**The task:** Scan the material and copy every line in which "size" appears.

# # #

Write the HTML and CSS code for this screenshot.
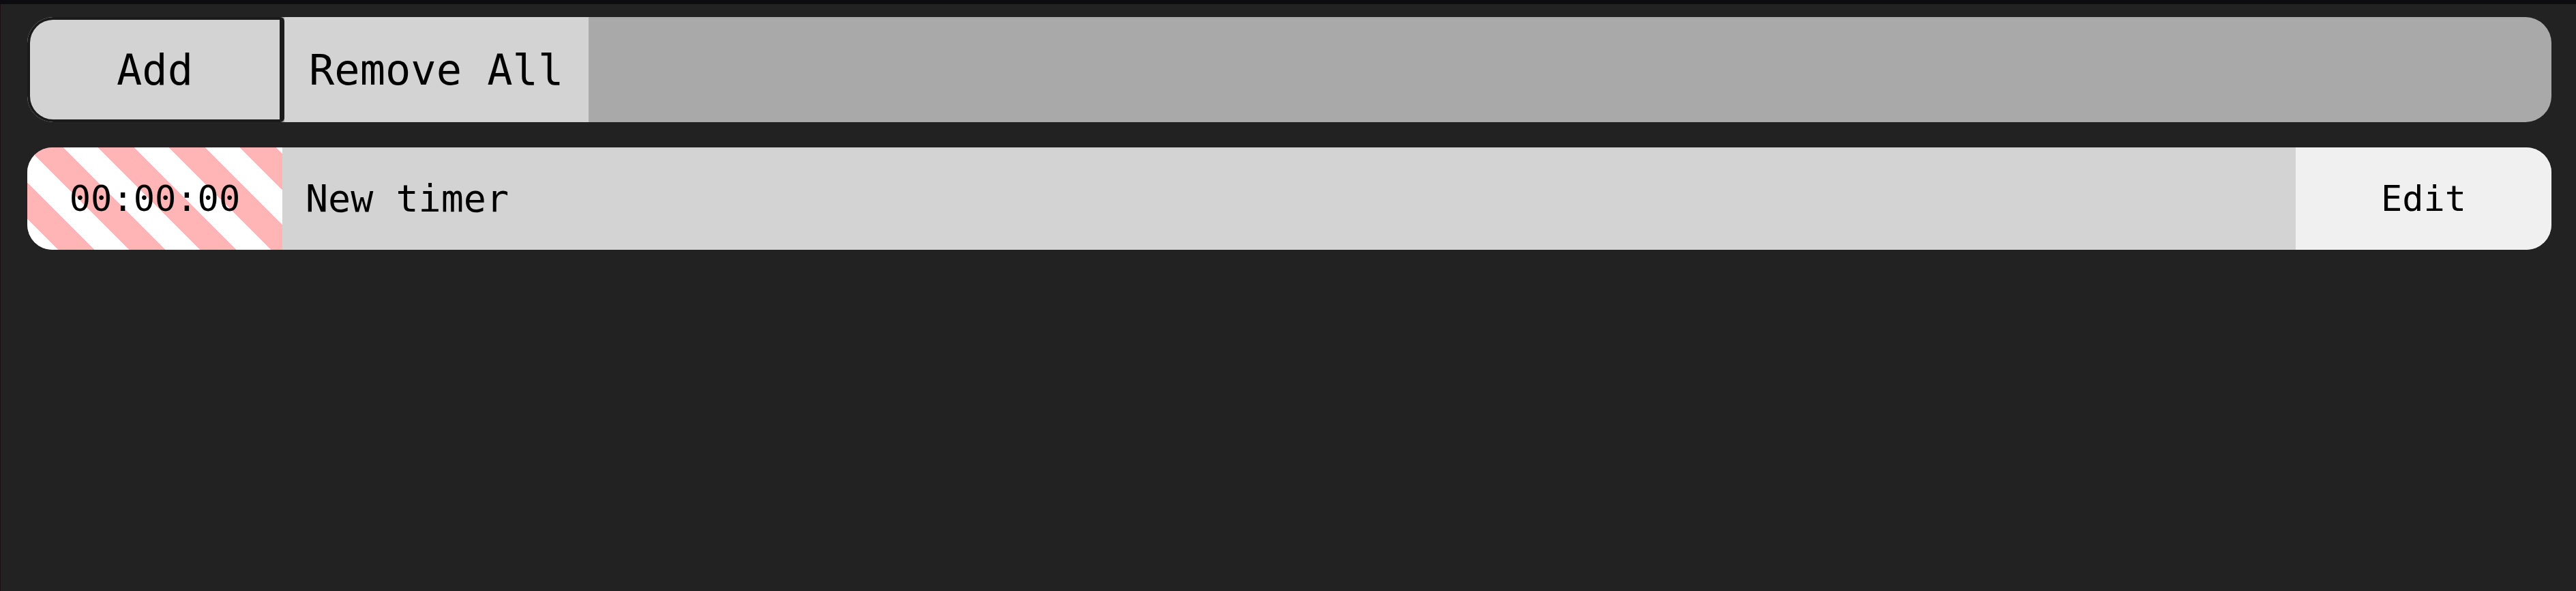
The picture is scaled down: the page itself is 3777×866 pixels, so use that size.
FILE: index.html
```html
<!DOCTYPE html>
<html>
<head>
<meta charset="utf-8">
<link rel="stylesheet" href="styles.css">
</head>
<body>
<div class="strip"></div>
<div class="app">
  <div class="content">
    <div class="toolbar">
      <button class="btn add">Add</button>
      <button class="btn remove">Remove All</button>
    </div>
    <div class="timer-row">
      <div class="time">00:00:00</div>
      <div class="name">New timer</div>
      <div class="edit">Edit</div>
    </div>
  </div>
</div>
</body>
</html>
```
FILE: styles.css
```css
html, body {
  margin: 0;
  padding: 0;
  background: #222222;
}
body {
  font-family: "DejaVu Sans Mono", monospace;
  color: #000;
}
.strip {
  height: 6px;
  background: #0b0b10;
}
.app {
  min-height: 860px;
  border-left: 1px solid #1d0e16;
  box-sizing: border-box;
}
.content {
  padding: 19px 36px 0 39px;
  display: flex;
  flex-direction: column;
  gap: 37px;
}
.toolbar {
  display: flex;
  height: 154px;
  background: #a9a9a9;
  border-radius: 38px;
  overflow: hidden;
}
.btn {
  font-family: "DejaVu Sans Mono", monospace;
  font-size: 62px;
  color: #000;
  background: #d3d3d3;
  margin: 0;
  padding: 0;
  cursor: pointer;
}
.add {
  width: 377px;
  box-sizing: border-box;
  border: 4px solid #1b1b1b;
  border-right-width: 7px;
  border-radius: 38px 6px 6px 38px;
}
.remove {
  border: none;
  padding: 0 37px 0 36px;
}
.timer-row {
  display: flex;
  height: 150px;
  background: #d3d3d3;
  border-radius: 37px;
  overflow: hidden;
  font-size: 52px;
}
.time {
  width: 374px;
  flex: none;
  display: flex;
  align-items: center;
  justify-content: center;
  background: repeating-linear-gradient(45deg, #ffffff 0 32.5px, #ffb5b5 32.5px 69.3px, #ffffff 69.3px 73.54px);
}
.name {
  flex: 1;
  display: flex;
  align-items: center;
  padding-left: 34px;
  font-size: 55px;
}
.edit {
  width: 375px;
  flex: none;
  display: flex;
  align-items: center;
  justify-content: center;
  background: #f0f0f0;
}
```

# # #

**Final result:**
The picture is scaled down: the page itself is 3777×866 pixels, so use that size.
  font-size: 62px;
  font-size: 52px;
  font-size: 55px;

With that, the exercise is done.